Downsizing electronics requires precision position control with an accuracy of sub-micron order, which demands development of ultra-fine displacive devices. Piezoelectric transducer is one of devices transferring electric field energy into mechanical energy and being capable for fine displacement control. The transducer has been widely used as fine Position control device Multilayer piezoelectric actuator, one of typical piezo-transducer, is fabricated by stacking alternatively ceramic and electrode layers several hundred times followed by cofiring process.

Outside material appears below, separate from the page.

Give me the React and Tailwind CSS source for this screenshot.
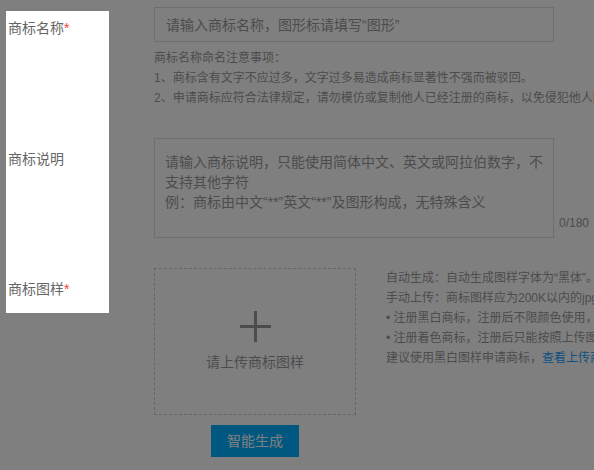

Electrode material should be tolerable in the firing process maintaining at ceramic-sintering temperatures up to $1100{\sim}1300^{\circ}C$. Ag-Pd can be used as stable electrode material in heat treatment above $960^{\circ}C$. Besides, adding small quantity ceramic powder allow the actuator to be fabricated in a good shape by diminishing shrinkage difference between ceramic and electrode layers, resulting in avoidance of crack and delamination at and/or nearby interface between ceramic an electrode layers. This study presents synthesis of nano-oxide-added Ag/Pd powders and its feasibility to candidate material tolerable at high temperature. The powders were formed in a co-precipitation process of Ag and Pd in nano-oxide-dispersed solution where Ag and Pd precursors are melted in $HNO_3$ acid.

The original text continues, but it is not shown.